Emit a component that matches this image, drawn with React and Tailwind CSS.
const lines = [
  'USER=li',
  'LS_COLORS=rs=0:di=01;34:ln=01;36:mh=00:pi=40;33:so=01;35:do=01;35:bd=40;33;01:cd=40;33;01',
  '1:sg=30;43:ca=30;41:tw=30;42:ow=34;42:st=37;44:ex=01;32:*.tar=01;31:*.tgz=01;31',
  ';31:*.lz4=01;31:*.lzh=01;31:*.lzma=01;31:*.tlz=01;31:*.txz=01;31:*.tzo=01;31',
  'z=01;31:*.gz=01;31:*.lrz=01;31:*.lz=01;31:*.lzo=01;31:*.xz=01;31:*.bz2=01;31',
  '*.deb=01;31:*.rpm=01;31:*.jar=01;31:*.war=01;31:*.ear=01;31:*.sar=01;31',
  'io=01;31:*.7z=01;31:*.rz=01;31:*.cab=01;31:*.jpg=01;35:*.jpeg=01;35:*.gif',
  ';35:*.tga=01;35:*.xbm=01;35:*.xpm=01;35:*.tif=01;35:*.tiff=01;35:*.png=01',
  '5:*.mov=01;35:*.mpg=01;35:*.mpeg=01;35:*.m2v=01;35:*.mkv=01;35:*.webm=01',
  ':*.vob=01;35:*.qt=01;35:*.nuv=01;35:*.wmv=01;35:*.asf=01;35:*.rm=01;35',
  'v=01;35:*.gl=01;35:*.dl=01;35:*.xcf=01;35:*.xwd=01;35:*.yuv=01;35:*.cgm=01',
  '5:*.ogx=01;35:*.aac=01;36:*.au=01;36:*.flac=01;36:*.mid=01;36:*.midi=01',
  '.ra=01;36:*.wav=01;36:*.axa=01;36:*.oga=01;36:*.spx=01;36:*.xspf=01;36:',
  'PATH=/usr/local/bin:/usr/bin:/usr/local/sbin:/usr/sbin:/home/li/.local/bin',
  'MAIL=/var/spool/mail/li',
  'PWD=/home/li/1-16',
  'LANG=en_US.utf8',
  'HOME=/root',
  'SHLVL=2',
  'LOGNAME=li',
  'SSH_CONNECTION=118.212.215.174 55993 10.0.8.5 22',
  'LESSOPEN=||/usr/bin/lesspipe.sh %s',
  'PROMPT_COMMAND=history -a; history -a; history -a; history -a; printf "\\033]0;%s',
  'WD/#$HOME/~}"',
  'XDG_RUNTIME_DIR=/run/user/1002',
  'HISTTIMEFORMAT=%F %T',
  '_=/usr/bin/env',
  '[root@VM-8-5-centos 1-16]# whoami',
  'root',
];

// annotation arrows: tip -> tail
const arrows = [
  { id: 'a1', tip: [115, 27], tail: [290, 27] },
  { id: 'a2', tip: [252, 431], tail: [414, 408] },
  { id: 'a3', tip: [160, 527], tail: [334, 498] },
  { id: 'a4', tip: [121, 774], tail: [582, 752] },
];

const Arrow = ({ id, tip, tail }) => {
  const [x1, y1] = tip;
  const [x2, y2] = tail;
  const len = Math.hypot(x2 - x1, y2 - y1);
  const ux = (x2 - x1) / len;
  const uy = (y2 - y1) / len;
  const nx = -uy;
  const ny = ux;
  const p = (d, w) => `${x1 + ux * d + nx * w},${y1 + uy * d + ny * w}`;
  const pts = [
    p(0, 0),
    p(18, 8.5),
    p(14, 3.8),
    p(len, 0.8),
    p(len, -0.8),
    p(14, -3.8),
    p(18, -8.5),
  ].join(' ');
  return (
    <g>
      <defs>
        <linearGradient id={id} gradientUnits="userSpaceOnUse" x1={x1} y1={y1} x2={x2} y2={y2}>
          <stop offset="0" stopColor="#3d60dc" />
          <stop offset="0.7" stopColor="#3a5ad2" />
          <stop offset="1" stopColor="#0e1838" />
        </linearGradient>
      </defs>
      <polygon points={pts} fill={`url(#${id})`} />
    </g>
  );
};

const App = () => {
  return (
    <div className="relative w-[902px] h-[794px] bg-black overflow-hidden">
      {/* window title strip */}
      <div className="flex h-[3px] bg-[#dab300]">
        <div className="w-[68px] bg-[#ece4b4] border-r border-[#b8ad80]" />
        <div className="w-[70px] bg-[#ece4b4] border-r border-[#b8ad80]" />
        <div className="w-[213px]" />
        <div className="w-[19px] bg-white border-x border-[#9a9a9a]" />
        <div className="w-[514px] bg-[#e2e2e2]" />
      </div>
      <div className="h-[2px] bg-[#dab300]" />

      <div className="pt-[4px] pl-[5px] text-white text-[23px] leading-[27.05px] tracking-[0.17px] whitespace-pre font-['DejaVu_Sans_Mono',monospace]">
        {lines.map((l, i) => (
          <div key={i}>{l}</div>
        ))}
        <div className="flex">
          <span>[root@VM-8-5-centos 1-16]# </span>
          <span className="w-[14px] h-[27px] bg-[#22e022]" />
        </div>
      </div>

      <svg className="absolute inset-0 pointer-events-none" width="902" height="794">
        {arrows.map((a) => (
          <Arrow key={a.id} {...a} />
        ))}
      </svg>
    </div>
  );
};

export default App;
※
▶ _Task_
Output all of the data again. Match it exactly.

▶ _Full answer_
Emit a component that matches this image, drawn with React and Tailwind CSS.
const lines = [
  'USER=li',
  'LS_COLORS=rs=0:di=01;34:ln=01;36:mh=00:pi=40;33:so=01;35:do=01;35:bd=40;33;01:cd=40;33;01',
  '1:sg=30;43:ca=30;41:tw=30;42:ow=34;42:st=37;44:ex=01;32:*.tar=01;31:*.tgz=01;31',
  ';31:*.lz4=01;31:*.lzh=01;31:*.lzma=01;31:*.tlz=01;31:*.txz=01;31:*.tzo=01;31',
  'z=01;31:*.gz=01;31:*.lrz=01;31:*.lz=01;31:*.lzo=01;31:*.xz=01;31:*.bz2=01;31',
  '*.deb=01;31:*.rpm=01;31:*.jar=01;31:*.war=01;31:*.ear=01;31:*.sar=01;31',
  'io=01;31:*.7z=01;31:*.rz=01;31:*.cab=01;31:*.jpg=01;35:*.jpeg=01;35:*.gif',
  ';35:*.tga=01;35:*.xbm=01;35:*.xpm=01;35:*.tif=01;35:*.tiff=01;35:*.png=01',
  '5:*.mov=01;35:*.mpg=01;35:*.mpeg=01;35:*.m2v=01;35:*.mkv=01;35:*.webm=01',
  ':*.vob=01;35:*.qt=01;35:*.nuv=01;35:*.wmv=01;35:*.asf=01;35:*.rm=01;35',
  'v=01;35:*.gl=01;35:*.dl=01;35:*.xcf=01;35:*.xwd=01;35:*.yuv=01;35:*.cgm=01',
  '5:*.ogx=01;35:*.aac=01;36:*.au=01;36:*.flac=01;36:*.mid=01;36:*.midi=01',
  '.ra=01;36:*.wav=01;36:*.axa=01;36:*.oga=01;36:*.spx=01;36:*.xspf=01;36:',
  'PATH=/usr/local/bin:/usr/bin:/usr/local/sbin:/usr/sbin:/home/li/.local/bin',
  'MAIL=/var/spool/mail/li',
  'PWD=/home/li/1-16',
  'LANG=en_US.utf8',
  'HOME=/root',
  'SHLVL=2',
  'LOGNAME=li',
  'SSH_CONNECTION=118.212.215.174 55993 10.0.8.5 22',
  'LESSOPEN=||/usr/bin/lesspipe.sh %s',
  'PROMPT_COMMAND=history -a; history -a; history -a; history -a; printf "\\033]0;%s',
  'WD/#$HOME/~}"',
  'XDG_RUNTIME_DIR=/run/user/1002',
  'HISTTIMEFORMAT=%F %T',
  '_=/usr/bin/env',
  '[root@VM-8-5-centos 1-16]# whoami',
  'root',
];

// annotation arrows: tip -> tail
const arrows = [
  { id: 'a1', tip: [115, 27], tail: [290, 27] },
  { id: 'a2', tip: [252, 431], tail: [414, 408] },
  { id: 'a3', tip: [160, 527], tail: [334, 498] },
  { id: 'a4', tip: [121, 774], tail: [582, 752] },
];

const Arrow = ({ id, tip, tail }) => {
  const [x1, y1] = tip;
  const [x2, y2] = tail;
  const len = Math.hypot(x2 - x1, y2 - y1);
  const ux = (x2 - x1) / len;
  const uy = (y2 - y1) / len;
  const nx = -uy;
  const ny = ux;
  const p = (d, w) => `${x1 + ux * d + nx * w},${y1 + uy * d + ny * w}`;
  const pts = [
    p(0, 0),
    p(18, 8.5),
    p(14, 3.8),
    p(len, 0.8),
    p(len, -0.8),
    p(14, -3.8),
    p(18, -8.5),
  ].join(' ');
  return (
    <g>
      <defs>
        <linearGradient id={id} gradientUnits="userSpaceOnUse" x1={x1} y1={y1} x2={x2} y2={y2}>
          <stop offset="0" stopColor="#3d60dc" />
          <stop offset="0.7" stopColor="#3a5ad2" />
          <stop offset="1" stopColor="#0e1838" />
        </linearGradient>
      </defs>
      <polygon points={pts} fill={`url(#${id})`} />
    </g>
  );
};

const App = () => {
  return (
    <div className="relative w-[902px] h-[794px] bg-black overflow-hidden">
      {/* window title strip */}
      <div className="flex h-[3px] bg-[#dab300]">
        <div className="w-[68px] bg-[#ece4b4] border-r border-[#b8ad80]" />
        <div className="w-[70px] bg-[#ece4b4] border-r border-[#b8ad80]" />
        <div className="w-[213px]" />
        <div className="w-[19px] bg-white border-x border-[#9a9a9a]" />
        <div className="w-[514px] bg-[#e2e2e2]" />
      </div>
      <div className="h-[2px] bg-[#dab300]" />

      <div className="pt-[4px] pl-[5px] text-white text-[23px] leading-[27.05px] tracking-[0.17px] whitespace-pre font-['DejaVu_Sans_Mono',monospace]">
        {lines.map((l, i) => (
          <div key={i}>{l}</div>
        ))}
        <div className="flex">
          <span>[root@VM-8-5-centos 1-16]# </span>
          <span className="w-[14px] h-[27px] bg-[#22e022]" />
        </div>
      </div>

      <svg className="absolute inset-0 pointer-events-none" width="902" height="794">
        {arrows.map((a) => (
          <Arrow key={a.id} {...a} />
        ))}
      </svg>
    </div>
  );
};

export default App;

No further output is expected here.